→ EXERCISE INPUT:

────────────────────────────────────────

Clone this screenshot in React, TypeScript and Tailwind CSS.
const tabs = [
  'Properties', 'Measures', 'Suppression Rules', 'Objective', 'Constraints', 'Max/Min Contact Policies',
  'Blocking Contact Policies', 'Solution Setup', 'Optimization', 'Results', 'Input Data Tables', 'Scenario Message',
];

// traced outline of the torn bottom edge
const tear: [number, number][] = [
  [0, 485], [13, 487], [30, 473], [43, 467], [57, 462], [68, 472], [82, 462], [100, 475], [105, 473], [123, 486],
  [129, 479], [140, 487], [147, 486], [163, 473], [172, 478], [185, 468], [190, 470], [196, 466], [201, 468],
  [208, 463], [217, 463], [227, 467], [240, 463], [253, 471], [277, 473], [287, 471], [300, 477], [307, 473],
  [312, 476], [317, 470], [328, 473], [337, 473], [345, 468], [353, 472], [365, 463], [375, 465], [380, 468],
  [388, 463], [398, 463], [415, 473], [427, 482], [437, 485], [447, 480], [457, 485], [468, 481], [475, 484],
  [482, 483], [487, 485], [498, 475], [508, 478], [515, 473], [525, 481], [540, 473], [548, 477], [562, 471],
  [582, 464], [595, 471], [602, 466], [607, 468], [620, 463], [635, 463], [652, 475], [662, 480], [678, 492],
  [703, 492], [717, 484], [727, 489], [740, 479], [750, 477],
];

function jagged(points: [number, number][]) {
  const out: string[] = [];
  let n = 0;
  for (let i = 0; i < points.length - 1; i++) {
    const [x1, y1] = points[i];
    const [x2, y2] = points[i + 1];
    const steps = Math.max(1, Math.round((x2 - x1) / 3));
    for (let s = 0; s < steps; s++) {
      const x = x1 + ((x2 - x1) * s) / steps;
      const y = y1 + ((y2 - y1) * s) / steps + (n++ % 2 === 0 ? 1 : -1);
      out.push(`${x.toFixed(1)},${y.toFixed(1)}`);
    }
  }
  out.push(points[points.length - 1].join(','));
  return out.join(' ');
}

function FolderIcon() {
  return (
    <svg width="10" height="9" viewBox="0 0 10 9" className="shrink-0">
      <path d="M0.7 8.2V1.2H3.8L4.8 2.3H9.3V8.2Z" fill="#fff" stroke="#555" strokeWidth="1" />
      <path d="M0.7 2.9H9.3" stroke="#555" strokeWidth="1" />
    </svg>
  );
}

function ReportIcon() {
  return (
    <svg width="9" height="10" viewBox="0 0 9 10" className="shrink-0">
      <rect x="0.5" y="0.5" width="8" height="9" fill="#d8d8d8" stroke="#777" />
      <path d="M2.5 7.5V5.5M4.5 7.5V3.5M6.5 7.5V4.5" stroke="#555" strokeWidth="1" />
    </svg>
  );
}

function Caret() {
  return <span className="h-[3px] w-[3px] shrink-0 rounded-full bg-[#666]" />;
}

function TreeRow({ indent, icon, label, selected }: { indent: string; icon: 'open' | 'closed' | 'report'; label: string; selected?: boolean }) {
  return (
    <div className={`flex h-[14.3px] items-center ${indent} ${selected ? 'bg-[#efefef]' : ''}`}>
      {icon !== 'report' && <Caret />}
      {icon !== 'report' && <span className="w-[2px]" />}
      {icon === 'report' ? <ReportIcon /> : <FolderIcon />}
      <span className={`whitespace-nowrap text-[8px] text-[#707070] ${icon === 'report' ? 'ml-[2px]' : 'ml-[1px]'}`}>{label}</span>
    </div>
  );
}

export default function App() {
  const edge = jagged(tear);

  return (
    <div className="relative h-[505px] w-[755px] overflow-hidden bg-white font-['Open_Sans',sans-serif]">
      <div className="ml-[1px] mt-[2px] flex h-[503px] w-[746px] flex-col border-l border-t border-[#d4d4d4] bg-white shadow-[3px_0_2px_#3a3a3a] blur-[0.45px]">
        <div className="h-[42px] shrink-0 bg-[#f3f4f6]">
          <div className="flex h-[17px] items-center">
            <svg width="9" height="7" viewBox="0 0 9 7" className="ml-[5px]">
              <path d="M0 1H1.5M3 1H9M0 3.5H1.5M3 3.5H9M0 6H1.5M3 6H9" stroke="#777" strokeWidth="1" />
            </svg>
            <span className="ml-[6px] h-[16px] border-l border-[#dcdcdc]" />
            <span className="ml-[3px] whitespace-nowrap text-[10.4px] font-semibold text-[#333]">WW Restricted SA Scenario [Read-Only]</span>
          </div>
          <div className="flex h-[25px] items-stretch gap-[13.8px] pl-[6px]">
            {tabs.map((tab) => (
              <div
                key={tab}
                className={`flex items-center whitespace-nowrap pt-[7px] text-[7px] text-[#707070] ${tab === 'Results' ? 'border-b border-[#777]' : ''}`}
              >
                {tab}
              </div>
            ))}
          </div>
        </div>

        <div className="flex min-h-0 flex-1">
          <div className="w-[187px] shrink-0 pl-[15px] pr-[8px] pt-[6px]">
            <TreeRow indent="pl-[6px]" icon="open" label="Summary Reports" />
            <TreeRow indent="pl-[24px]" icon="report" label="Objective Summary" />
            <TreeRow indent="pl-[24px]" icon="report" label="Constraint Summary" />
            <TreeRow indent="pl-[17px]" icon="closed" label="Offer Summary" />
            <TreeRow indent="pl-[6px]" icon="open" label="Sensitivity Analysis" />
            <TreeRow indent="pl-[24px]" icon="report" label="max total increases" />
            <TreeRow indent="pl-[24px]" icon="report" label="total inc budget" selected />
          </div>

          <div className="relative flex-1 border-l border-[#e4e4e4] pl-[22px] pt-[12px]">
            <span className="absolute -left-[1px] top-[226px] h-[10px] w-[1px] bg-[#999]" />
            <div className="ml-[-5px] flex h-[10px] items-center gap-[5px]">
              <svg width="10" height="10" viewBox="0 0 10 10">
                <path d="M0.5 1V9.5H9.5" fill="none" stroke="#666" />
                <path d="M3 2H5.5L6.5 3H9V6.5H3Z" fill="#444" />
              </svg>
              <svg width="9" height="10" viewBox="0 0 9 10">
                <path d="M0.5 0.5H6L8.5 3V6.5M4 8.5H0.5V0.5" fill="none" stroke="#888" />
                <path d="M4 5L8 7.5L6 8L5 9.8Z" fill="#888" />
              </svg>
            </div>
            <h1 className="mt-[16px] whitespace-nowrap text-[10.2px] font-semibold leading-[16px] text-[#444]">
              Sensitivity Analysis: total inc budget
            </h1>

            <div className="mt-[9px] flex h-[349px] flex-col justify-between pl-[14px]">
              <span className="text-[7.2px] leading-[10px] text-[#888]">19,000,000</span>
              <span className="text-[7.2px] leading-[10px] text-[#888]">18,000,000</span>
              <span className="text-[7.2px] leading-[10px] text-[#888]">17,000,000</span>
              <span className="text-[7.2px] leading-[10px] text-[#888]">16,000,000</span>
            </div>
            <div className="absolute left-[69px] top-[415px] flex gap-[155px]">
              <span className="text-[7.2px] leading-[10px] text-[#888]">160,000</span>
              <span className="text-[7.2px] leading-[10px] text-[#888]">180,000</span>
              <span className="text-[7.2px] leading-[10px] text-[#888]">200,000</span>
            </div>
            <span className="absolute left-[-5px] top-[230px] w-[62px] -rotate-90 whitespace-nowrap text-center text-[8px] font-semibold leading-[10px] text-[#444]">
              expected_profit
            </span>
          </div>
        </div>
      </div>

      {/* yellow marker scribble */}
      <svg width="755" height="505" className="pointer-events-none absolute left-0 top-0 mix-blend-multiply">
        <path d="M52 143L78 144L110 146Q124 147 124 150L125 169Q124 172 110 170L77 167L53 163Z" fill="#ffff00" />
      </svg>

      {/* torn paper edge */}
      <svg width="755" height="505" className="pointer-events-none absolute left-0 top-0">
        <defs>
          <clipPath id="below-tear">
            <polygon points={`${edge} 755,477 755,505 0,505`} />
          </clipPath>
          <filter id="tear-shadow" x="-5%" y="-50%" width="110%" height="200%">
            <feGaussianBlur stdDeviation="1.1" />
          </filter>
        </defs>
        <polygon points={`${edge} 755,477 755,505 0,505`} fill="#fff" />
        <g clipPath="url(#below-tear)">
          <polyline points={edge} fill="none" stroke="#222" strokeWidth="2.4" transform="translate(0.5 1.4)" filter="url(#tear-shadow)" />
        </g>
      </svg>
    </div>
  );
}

────────────────────────────────────────

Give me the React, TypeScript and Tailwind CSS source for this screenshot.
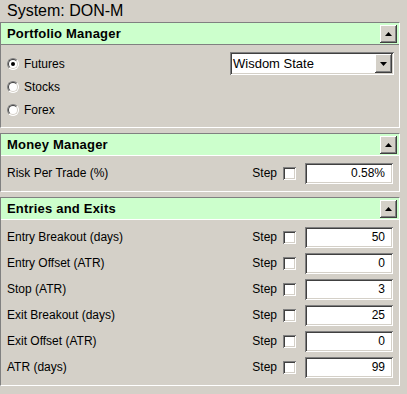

────────────────────────────────────────

→ EXERCISE DIRECTIONS: Report how many lines of the preceding records include "this". Output the number only.

→ WRITTEN SOLUTION: 2